REQUIRED WORK = Return all the data below as it stands, minus the pictures.

────────

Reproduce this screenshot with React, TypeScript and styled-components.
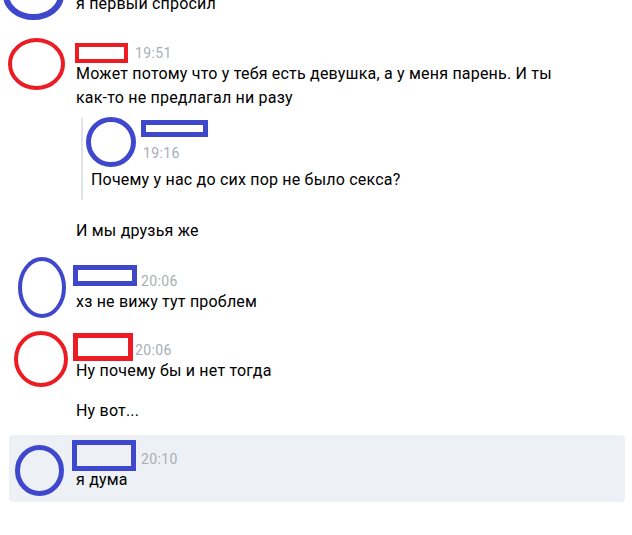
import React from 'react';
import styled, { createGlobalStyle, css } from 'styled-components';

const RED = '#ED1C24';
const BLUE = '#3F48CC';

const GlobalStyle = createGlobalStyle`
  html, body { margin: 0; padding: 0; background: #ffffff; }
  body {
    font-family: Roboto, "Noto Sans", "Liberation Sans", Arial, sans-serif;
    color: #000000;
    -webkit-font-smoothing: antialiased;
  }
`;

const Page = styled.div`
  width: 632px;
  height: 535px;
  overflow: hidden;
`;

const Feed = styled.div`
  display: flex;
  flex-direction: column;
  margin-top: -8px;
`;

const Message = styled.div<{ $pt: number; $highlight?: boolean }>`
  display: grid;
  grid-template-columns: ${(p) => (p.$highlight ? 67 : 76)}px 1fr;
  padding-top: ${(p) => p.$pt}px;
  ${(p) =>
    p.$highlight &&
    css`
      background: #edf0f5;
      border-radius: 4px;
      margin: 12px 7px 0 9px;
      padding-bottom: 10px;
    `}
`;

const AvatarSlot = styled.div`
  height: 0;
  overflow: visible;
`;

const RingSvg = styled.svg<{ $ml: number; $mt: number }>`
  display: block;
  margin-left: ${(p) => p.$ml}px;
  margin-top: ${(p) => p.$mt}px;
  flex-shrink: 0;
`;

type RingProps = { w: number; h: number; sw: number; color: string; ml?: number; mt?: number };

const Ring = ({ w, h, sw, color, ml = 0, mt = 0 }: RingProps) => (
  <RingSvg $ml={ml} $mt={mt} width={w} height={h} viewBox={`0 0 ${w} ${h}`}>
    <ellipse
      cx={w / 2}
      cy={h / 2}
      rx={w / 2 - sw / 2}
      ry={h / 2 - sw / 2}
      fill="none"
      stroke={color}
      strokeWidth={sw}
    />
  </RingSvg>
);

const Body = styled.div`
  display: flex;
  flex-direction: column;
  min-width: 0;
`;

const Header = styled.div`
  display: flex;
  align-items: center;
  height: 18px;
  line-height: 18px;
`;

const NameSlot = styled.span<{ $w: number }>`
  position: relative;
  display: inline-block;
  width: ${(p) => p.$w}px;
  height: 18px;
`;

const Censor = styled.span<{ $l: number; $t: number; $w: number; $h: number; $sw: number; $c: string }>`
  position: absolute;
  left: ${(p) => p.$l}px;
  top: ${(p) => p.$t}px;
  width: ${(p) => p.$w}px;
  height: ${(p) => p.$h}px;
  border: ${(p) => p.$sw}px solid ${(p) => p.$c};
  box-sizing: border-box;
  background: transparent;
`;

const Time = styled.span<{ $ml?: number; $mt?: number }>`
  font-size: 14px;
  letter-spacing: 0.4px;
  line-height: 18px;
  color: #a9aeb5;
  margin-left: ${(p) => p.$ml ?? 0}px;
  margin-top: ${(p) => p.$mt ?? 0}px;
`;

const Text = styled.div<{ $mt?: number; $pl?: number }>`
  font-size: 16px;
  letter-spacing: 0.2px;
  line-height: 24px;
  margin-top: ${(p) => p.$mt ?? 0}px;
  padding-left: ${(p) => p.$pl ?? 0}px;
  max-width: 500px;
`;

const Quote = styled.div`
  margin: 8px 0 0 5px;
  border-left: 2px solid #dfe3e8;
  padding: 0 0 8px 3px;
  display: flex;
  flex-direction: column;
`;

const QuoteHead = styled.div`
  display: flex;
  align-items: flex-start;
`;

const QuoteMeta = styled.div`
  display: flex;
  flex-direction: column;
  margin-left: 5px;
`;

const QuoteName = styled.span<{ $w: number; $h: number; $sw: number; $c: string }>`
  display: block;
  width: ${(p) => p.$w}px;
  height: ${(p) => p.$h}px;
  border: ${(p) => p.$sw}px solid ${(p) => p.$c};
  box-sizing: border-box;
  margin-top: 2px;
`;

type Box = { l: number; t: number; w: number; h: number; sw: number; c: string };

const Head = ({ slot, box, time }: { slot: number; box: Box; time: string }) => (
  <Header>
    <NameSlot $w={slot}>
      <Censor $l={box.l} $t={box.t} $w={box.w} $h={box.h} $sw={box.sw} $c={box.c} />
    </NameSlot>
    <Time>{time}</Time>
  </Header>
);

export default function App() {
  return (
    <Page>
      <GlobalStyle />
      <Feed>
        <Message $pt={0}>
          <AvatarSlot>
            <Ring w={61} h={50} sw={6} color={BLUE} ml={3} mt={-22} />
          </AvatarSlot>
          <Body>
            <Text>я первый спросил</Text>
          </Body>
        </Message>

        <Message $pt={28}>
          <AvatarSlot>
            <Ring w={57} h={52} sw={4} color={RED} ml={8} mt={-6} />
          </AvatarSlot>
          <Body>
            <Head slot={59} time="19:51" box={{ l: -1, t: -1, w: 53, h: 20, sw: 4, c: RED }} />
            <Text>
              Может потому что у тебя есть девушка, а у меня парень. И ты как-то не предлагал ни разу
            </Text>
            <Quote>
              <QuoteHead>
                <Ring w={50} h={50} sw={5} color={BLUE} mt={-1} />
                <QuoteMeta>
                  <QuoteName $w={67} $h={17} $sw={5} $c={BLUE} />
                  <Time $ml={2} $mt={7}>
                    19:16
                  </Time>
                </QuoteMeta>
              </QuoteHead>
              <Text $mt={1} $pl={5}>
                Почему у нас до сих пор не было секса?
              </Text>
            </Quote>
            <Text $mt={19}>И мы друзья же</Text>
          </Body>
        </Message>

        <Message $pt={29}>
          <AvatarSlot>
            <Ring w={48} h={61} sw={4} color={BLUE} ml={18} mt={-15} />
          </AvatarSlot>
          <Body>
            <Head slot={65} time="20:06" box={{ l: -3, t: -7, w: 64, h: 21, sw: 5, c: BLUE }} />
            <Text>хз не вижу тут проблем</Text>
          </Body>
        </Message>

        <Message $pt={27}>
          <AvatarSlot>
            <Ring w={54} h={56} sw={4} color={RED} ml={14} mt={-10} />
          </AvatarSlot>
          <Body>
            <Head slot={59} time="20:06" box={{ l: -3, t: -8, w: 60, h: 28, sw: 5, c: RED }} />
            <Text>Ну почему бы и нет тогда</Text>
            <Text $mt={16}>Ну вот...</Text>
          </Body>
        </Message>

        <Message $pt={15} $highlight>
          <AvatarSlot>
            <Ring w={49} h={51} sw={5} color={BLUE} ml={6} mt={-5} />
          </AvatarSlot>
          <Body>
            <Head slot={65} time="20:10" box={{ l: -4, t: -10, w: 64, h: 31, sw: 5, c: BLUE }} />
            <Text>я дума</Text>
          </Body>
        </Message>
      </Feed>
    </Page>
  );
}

────────

FULL ANSWER =
Reproduce this screenshot with React, TypeScript and styled-components.
import React from 'react';
import styled, { createGlobalStyle, css } from 'styled-components';

const RED = '#ED1C24';
const BLUE = '#3F48CC';

const GlobalStyle = createGlobalStyle`
  html, body { margin: 0; padding: 0; background: #ffffff; }
  body {
    font-family: Roboto, "Noto Sans", "Liberation Sans", Arial, sans-serif;
    color: #000000;
    -webkit-font-smoothing: antialiased;
  }
`;

const Page = styled.div`
  width: 632px;
  height: 535px;
  overflow: hidden;
`;

const Feed = styled.div`
  display: flex;
  flex-direction: column;
  margin-top: -8px;
`;

const Message = styled.div<{ $pt: number; $highlight?: boolean }>`
  display: grid;
  grid-template-columns: ${(p) => (p.$highlight ? 67 : 76)}px 1fr;
  padding-top: ${(p) => p.$pt}px;
  ${(p) =>
    p.$highlight &&
    css`
      background: #edf0f5;
      border-radius: 4px;
      margin: 12px 7px 0 9px;
      padding-bottom: 10px;
    `}
`;

const AvatarSlot = styled.div`
  height: 0;
  overflow: visible;
`;

const RingSvg = styled.svg<{ $ml: number; $mt: number }>`
  display: block;
  margin-left: ${(p) => p.$ml}px;
  margin-top: ${(p) => p.$mt}px;
  flex-shrink: 0;
`;

type RingProps = { w: number; h: number; sw: number; color: string; ml?: number; mt?: number };

const Ring = ({ w, h, sw, color, ml = 0, mt = 0 }: RingProps) => (
  <RingSvg $ml={ml} $mt={mt} width={w} height={h} viewBox={`0 0 ${w} ${h}`}>
    <ellipse
      cx={w / 2}
      cy={h / 2}
      rx={w / 2 - sw / 2}
      ry={h / 2 - sw / 2}
      fill="none"
      stroke={color}
      strokeWidth={sw}
    />
  </RingSvg>
);

const Body = styled.div`
  display: flex;
  flex-direction: column;
  min-width: 0;
`;

const Header = styled.div`
  display: flex;
  align-items: center;
  height: 18px;
  line-height: 18px;
`;

const NameSlot = styled.span<{ $w: number }>`
  position: relative;
  display: inline-block;
  width: ${(p) => p.$w}px;
  height: 18px;
`;

const Censor = styled.span<{ $l: number; $t: number; $w: number; $h: number; $sw: number; $c: string }>`
  position: absolute;
  left: ${(p) => p.$l}px;
  top: ${(p) => p.$t}px;
  width: ${(p) => p.$w}px;
  height: ${(p) => p.$h}px;
  border: ${(p) => p.$sw}px solid ${(p) => p.$c};
  box-sizing: border-box;
  background: transparent;
`;

const Time = styled.span<{ $ml?: number; $mt?: number }>`
  font-size: 14px;
  letter-spacing: 0.4px;
  line-height: 18px;
  color: #a9aeb5;
  margin-left: ${(p) => p.$ml ?? 0}px;
  margin-top: ${(p) => p.$mt ?? 0}px;
`;

const Text = styled.div<{ $mt?: number; $pl?: number }>`
  font-size: 16px;
  letter-spacing: 0.2px;
  line-height: 24px;
  margin-top: ${(p) => p.$mt ?? 0}px;
  padding-left: ${(p) => p.$pl ?? 0}px;
  max-width: 500px;
`;

const Quote = styled.div`
  margin: 8px 0 0 5px;
  border-left: 2px solid #dfe3e8;
  padding: 0 0 8px 3px;
  display: flex;
  flex-direction: column;
`;

const QuoteHead = styled.div`
  display: flex;
  align-items: flex-start;
`;

const QuoteMeta = styled.div`
  display: flex;
  flex-direction: column;
  margin-left: 5px;
`;

const QuoteName = styled.span<{ $w: number; $h: number; $sw: number; $c: string }>`
  display: block;
  width: ${(p) => p.$w}px;
  height: ${(p) => p.$h}px;
  border: ${(p) => p.$sw}px solid ${(p) => p.$c};
  box-sizing: border-box;
  margin-top: 2px;
`;

type Box = { l: number; t: number; w: number; h: number; sw: number; c: string };

const Head = ({ slot, box, time }: { slot: number; box: Box; time: string }) => (
  <Header>
    <NameSlot $w={slot}>
      <Censor $l={box.l} $t={box.t} $w={box.w} $h={box.h} $sw={box.sw} $c={box.c} />
    </NameSlot>
    <Time>{time}</Time>
  </Header>
);

export default function App() {
  return (
    <Page>
      <GlobalStyle />
      <Feed>
        <Message $pt={0}>
          <AvatarSlot>
            <Ring w={61} h={50} sw={6} color={BLUE} ml={3} mt={-22} />
          </AvatarSlot>
          <Body>
            <Text>я первый спросил</Text>
          </Body>
        </Message>

        <Message $pt={28}>
          <AvatarSlot>
            <Ring w={57} h={52} sw={4} color={RED} ml={8} mt={-6} />
          </AvatarSlot>
          <Body>
            <Head slot={59} time="19:51" box={{ l: -1, t: -1, w: 53, h: 20, sw: 4, c: RED }} />
            <Text>
              Может потому что у тебя есть девушка, а у меня парень. И ты как-то не предлагал ни разу
            </Text>
            <Quote>
              <QuoteHead>
                <Ring w={50} h={50} sw={5} color={BLUE} mt={-1} />
                <QuoteMeta>
                  <QuoteName $w={67} $h={17} $sw={5} $c={BLUE} />
                  <Time $ml={2} $mt={7}>
                    19:16
                  </Time>
                </QuoteMeta>
              </QuoteHead>
              <Text $mt={1} $pl={5}>
                Почему у нас до сих пор не было секса?
              </Text>
            </Quote>
            <Text $mt={19}>И мы друзья же</Text>
          </Body>
        </Message>

        <Message $pt={29}>
          <AvatarSlot>
            <Ring w={48} h={61} sw={4} color={BLUE} ml={18} mt={-15} />
          </AvatarSlot>
          <Body>
            <Head slot={65} time="20:06" box={{ l: -3, t: -7, w: 64, h: 21, sw: 5, c: BLUE }} />
            <Text>хз не вижу тут проблем</Text>
          </Body>
        </Message>

        <Message $pt={27}>
          <AvatarSlot>
            <Ring w={54} h={56} sw={4} color={RED} ml={14} mt={-10} />
          </AvatarSlot>
          <Body>
            <Head slot={59} time="20:06" box={{ l: -3, t: -8, w: 60, h: 28, sw: 5, c: RED }} />
            <Text>Ну почему бы и нет тогда</Text>
            <Text $mt={16}>Ну вот...</Text>
          </Body>
        </Message>

        <Message $pt={15} $highlight>
          <AvatarSlot>
            <Ring w={49} h={51} sw={5} color={BLUE} ml={6} mt={-5} />
          </AvatarSlot>
          <Body>
            <Head slot={65} time="20:10" box={{ l: -4, t: -10, w: 64, h: 31, sw: 5, c: BLUE }} />
            <Text>я дума</Text>
          </Body>
        </Message>
      </Feed>
    </Page>
  );
}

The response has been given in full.